January 11, 1863 – Porter's ships commenced to shell the fort by noon and shortly thereafter, McClernard's Yankees sprang forward from the trees and bushes toward the entrenchments of the Sixth Texas. The Sixth were armed with Enfield Rifles. T. Scott Anderson commanded the left wing of the regiment and Alexander H. Phillips directed the right wing. The Texans repulsed every enemy ground assault, but by 3:00 pm all the guns but one were silenced in the fort by the relentless cannonading of the Yankee gunboats. Despite the loss of the Confederate artillery, fighting continued along the entire defensive line. The firing on the Confederate left had been heavy since the beginning and Colonel James Deshler called upon Garland for assistance. Garland honored the request by dispatching selected companies from the Brigade's three regiments, two coming from the Sixth Texas (3). Alexander H. Phillips led the companies that represented the Sixth Texas. Enemy fire was so intense that the reinforcements were compelled to crawl the entire distance to their destination. Phillips
and his men stopped along the way and assisted different commands to repulse Federal assaults. Prior to reaching Deshler's position, two companies of the Sixth Texas were recalled by Garland. Shortly after the reinforcements reached Deshler, about 4:30 P.M., fighting ceased with the capitulation of the Confederate defenders. (3,6)

Precisely who initiated the surrender is not known. Colonel Garland and General Churchill reported that the white flags first appeared in the 24th Texas Cavalry Regiment. Col. Garland also reported that as the word was being passed down the line towards the fort from the left of the sixth and as he was standing on the left of the sixth, this regiment refused to raise the white flag and pass it on down the line to the fort. The firing had ceased on the left but the right continued to receive fire from the enemies batteries until they took possession of the fort. (3,6)

"The first intelligible thing is some one on our left, cries out 'Hoist the white flag on the fort, pass the word down the line' – The same words were passed to the next company on our right towards the Fort" wrote Capt.
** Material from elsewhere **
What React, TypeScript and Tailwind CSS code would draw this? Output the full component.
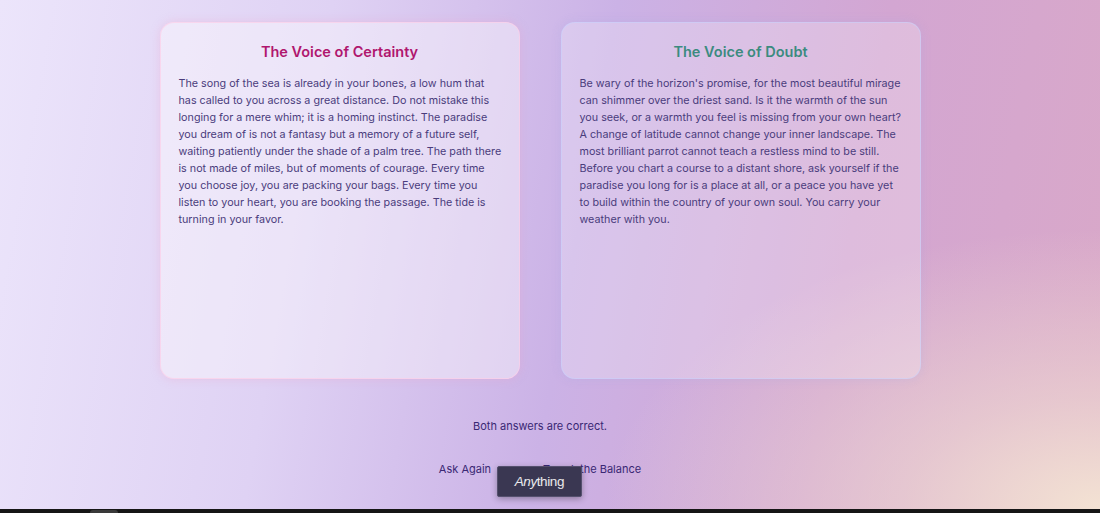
const certainty =
  "The song of the sea is already in your bones, a low hum that has called to you across a great distance. Do not mistake this longing for a mere whim; it is a homing instinct. The paradise you dream of is not a fantasy but a memory of a future self, waiting patiently under the shade of a palm tree. The path there is not made of miles, but of moments of courage. Every time you choose joy, you are packing your bags. Every time you listen to your heart, you are booking the passage. The tide is turning in your favor.";

const doubt =
  "Be wary of the horizon's promise, for the most beautiful mirage can shimmer over the driest sand. Is it the warmth of the sun you seek, or a warmth you feel is missing from your own heart? A change of latitude cannot change your inner landscape. The most brilliant parrot cannot teach a restless mind to be still. Before you chart a course to a distant shore, ask yourself if the paradise you long for is a place at all, or a peace you have yet to build within the country of your own soul. You carry your weather with you.";

function VoiceCard({ title, body, tone }: { title: string; body: string; tone: 'certain' | 'doubt' }) {
  const isCertain = tone === 'certain';
  return (
    <div
      className={
        isCertain
          ? 'w-[360px] h-[357px] rounded-[14px] bg-white/40 border border-pink-200/70 shadow-[0_0_10px_rgba(236,160,200,0.35)] pl-[18px] pr-[14px] pt-[18px]'
          : 'w-[360px] h-[357px] rounded-[14px] bg-white/25 border border-indigo-200/50 shadow-[0_0_10px_rgba(170,170,230,0.3)] pl-[18px] pr-[14px] pt-[18px]'
      }
    >
      <h2
        className={
          isCertain
            ? 'pr-[4px] text-center text-[14.5px] leading-[22px] font-semibold text-[#b0166e] mb-3'
            : 'pr-[4px] text-center text-[14.5px] leading-[22px] font-semibold text-[#3b8b7f] mb-3'
        }
      >
        {title}
      </h2>
      <p className="text-[10.75px] leading-[17px] text-[#4a3c7c]">{body}</p>
    </div>
  );
}

export default function App() {
  return (
    <div className="w-[1100px] h-[513px] overflow-hidden font-['Inter','Noto_Sans',sans-serif]">
      <div className="relative h-[509px] bg-[radial-gradient(ellipse_45%_55%_at_100%_100%,#f3e2d3_0%,rgba(240,220,210,0.6)_40%,transparent_100%),linear-gradient(100deg,#ece5fb_0%,#dfd2f4_28%,#cbb2e6_52%,#d3a6d2_75%,#d9a8c8_100%)]">
        <div className="flex flex-col items-center pr-5 pt-[22px]">
          <div className="flex gap-[41px]">
            <VoiceCard title="The Voice of Certainty" body={certainty} tone="certain" />
            <VoiceCard title="The Voice of Doubt" body={doubt} tone="doubt" />
          </div>
          <p className="mt-[39px] text-[11px] leading-[17px] text-[#3a2874]">Both answers are correct.</p>
          <div className="relative mt-[26px] flex gap-[52px] text-[11px] leading-[17px] text-[#3a2874]">
            <button>Ask Again</button>
            <button>Tweak the Balance</button>
            <div className="absolute left-[58px] top-[5px] w-[85px] h-[31px] rounded-[2px] bg-[#3a3752] border border-[#55506e] shadow-[0_2px_6px_rgba(0,0,0,0.3)] flex items-center justify-center text-[13.5px] text-white/90 font-['Liberation_Sans',sans-serif] tracking-[-0.4px]">
              <span className="italic">Any</span>
              <span className="not-italic">thing</span>
            </div>
          </div>
        </div>
      </div>
      <div className="h-[4px] bg-[#161616] relative">
        <div className="absolute left-[90px] top-[1px] w-[28px] h-[3px] rounded-t bg-[#3a3a3a]" />
      </div>
    </div>
  );
}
Samuel T. Foster (One of C.C.) In a few minutes the Confederate flag is pulled down and a white flag run up on the flag staff in the fort, and white handkerchiefs or shirt tails are hoisted on ramrods and on guns all along the line. The strength of the Sixth Texas on January 9 was reported to be 542 officers and enlisted men. The total number of casualties suffered by the Sixth Texas during the entire battle as reported by Col. Garland was 8 killed, 24 wounded and 21 missing or 10%. The entire command suffering only 28 killed, 81 wounded and 68 missing or 177 out of approximately 3,350 men engaged. The Union forces reported 134 men killed, 898 wounded and 29 missing for a total of 1,061 casualties. (6)

The prisoners were ordered to stack arms and then marched to the rear of the line to the bank of the river above the fort and guards placed around them. Most of the Confederate soldiers left their blankets, quilts, and extra clothing in the log huts, and were not permitted to retrieve them. Without proper winter attire, they were ill-prepared to travel northward to prison camps in the middle of winter.

January 12–30, 1863 – The prisoners are processed and boarded steamboats. Rain began to fall and as they made their way north the rain turned to snow and the men suffered terribly from the cold. The steamboats made their way to the Mississippi River and ascended it, stopping at Memphis for a couple of days. From Memphis, the ships went to Cairo, Illinois, then to St. Louis.

=== Battle of Missionary Ridge===
In November 1863 the regiment was consolidated into what became known as "Granbury's Texas Brigade." On November 24–25, 1863 the regiment held the northern end of the ridge where they protected the Confederate flank from 20,000 advancing Union forces.